Tom Armistead submits:

Under much political pressure, the Financial Accounting Standards Board ((FASB)) has issued proposed guidance to the infamous FAS 157, on mark to market accounting. Here is a link to the handout (.pdf) they considered and approved. The guidance will be open for comment until 4/1, after which it is expected to become effective prospectively from 3/15/09. The required fix is there, as follows:

12. If the reporting entity does not have evidence that both of these factors are present for a given quoted price (including because there is insufficient information on which to base a conclusion), then the reporting entity shall consider the quoted price to be associated with a distressed transaction and shall use a valuation technique other than one that uses the quoted price without significant adjustment (that is, a significant adjustment is required, resulting in a Level 3 measurement). For example, the reporting entity could use an income approach (that is, a present value technique) to estimate fair value.
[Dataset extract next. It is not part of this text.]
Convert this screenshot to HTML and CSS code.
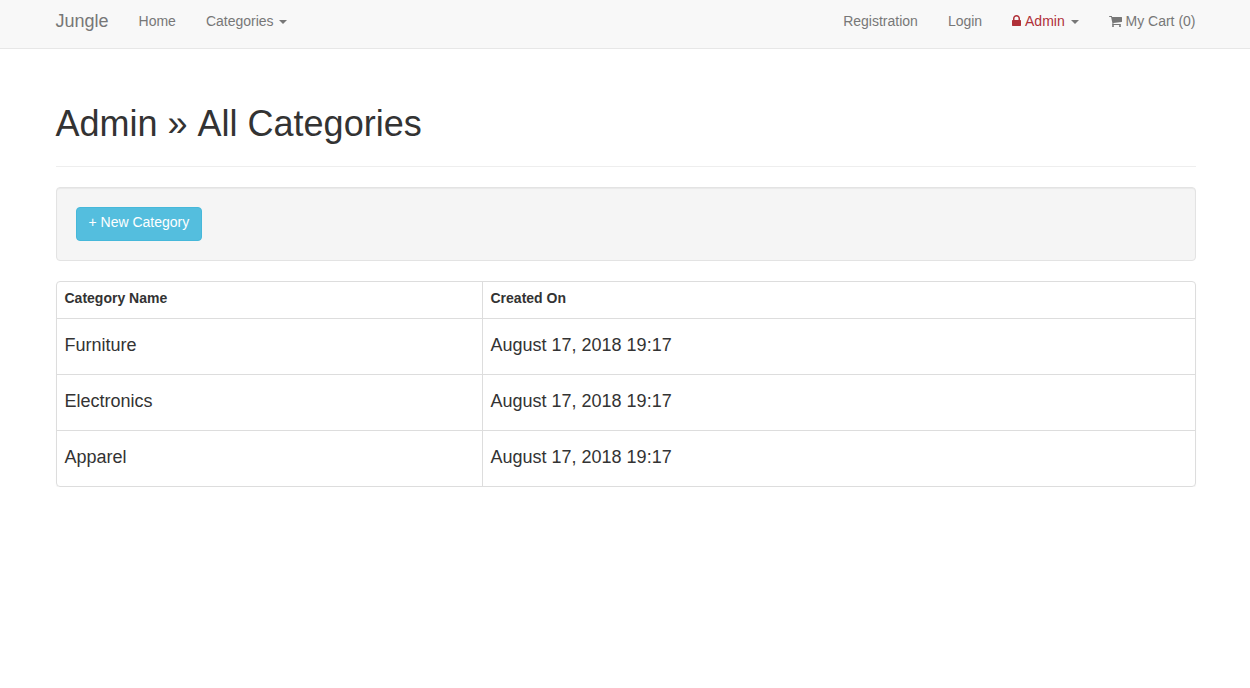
FILE: index.html
```html
<!DOCTYPE html>
<html lang="en">
<head>
<meta charset="utf-8">
<title>Jungle</title>
<link rel="stylesheet" href="styles.css">
</head>
<body>
<nav class="navbar">
  <div class="container navbar-inner">
    <a class="brand">Jungle</a>
    <ul class="nav">
      <li><a>Home</a></li>
      <li><a>Categories <span class="caret caret-near"></span></a></li>
    </ul>
    <ul class="nav nav-right">
      <li><a>Registration</a></li>
      <li><a>Login</a></li>
      <li><a><span class="admin"><svg class="icon lock" viewBox="0 0 1152 1792"><path transform="matrix(1 0 0 -1 0 1536)" d="M320 768h512v192q0 106-75 181t-181 75t-181-75t-75-181v-192zM1152 672v-576q0-40-28-68t-68-28h-960q-40 0-68 28t-28 68v576q0 40 28 68t68 28h32v192q0 184 132 316t316 132t316-132t132-316v-192h32q40 0 68-28t28-68z"/></svg> Admin</span> <span class="caret"></span></a></li>
      <li><a><svg class="icon cart" viewBox="0 0 1664 1792"><path transform="matrix(1 0 0 -1 0 1536)" d="M640 0q0-52-38-90t-90-38t-90 38t-38 90t38 90t90 38t90-38t38-90zM1536 0q0-52-38-90t-90-38t-90 38t-38 90t38 90t90 38t90-38t38-90zM1664 1088v-512q0-24-16.500-42.500t-40.500-21.500l-1044-122q13-60 13-70q0-16-24-64h920q26 0 45-19t19-45t-19-45t-45-19h-1024q-26 0-45 19t-19 45q0 11 8 31.500t16 36t21.500 40t15.500 29.500l-177 823h-204q-26 0-45 19t-19 45t19 45t45 19h256q16 0 28.500-6.500t19.500-15.500t13-24.500t8-26t5.500-29.500t4.500-26h1201q26 0 45-19t19-45z"/></svg> My Cart (0)</a></li>
    </ul>
  </div>
</nav>
<main class="container">
  <header class="page-header"><h1>Admin » All Categories</h1></header>
  <div class="well"><a class="btn">+ New Category</a></div>
  <div class="panel">
    <table class="table">
      <thead><tr><th class="name">Category Name</th><th>Created On</th></tr></thead>
      <tbody>
        <tr><td>Furniture</td><td>August 17, 2018 19:17</td></tr>
        <tr><td>Electronics</td><td>August 17, 2018 19:17</td></tr>
        <tr><td>Apparel</td><td>August 17, 2018 19:17</td></tr>
      </tbody>
    </table>
  </div>
</main>
</body>
</html>
```
FILE: styles.css
```css
* { box-sizing: border-box; }
body {
  margin: 0;
  font: 14px/20px "Liberation Sans", Arial, sans-serif;
  color: #333;
  background: #fff;
}
.container { width: 1140px; margin-left: 55.5px; }
.navbar {
  height: 49px;
  background: #f8f8f8;
  border-bottom: 1px solid #e7e7e7;
}
.navbar-inner { display: flex; color: #777; font-kerning: none; }
.brand { font-size: 18px; padding: 11px 15px 0 0; }
.nav { display: flex; list-style: none; margin: 0; padding: 0; }
.nav a { display: block; padding: 11px 15px; white-space: nowrap; }
.nav-right { margin-left: auto; margin-right: -15px; }
.admin { color: #b03038; }
.caret {
  display: inline-block;
  margin-left: 2px;
  vertical-align: middle;
  border-top: 4px solid;
  border-left: 4px solid transparent;
  border-right: 4px solid transparent;
}
.caret-near { margin-left: 1.4px; }
.icon { height: 14px; fill: currentColor; vertical-align: -2px; }
.lock { width: 9px; }
.cart { width: 13px; }
.page-header {
  margin: 54px 0 20px;
  padding-bottom: 21px;
  border-bottom: 1px solid #eee;
}
h1 { margin: 0; font-size: 36px; font-weight: 400; line-height: 42px; font-kerning: none; }
.well {
  height: 74px;
  margin-bottom: 20px;
  padding: 19px;
  background: #f5f5f5;
  border: 1px solid #e3e3e3;
  border-radius: 4px;
  box-shadow: inset 0 1px 1px rgba(0, 0, 0, .05);
}
.btn {
  display: inline-block;
  height: 34px;
  padding: 4px 12px;
  color: #fff;
  background: #54bede;
  border: 1px solid #46b8da;
  border-radius: 4px;
}
.panel {
  border: 1px solid #ddd;
  border-radius: 4px;
  box-shadow: 0 1px 1px rgba(0, 0, 0, .05);
}
.table { width: 100%; border-collapse: separate; border-spacing: 0; }
.table th { height: 36px; padding: 6px 8px 10px; text-align: left; }
.table td {
  height: 56px;
  padding: 16px 8px 19px;
  font-size: 18px;
  border-top: 1px solid #ddd;
}
.table tr > :first-child { border-right: 1px solid #ddd; }
.table .name { width: 426px; }
```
However, the fair value resulting from the present value technique shall not be derived solely from inputs based on the quoted price associated with a distressed transaction. The inputs should be reflective of an orderly (that is, not distressed or forced) transaction between market participants at the measurement date. An orderly transaction would reflect all risks inherent in the asset, including a reasonable profit margin for bearing uncertainty that would be considered by market participants (that is, willing buyers and willing sellers) in pricing the asset in a non-distressed transaction.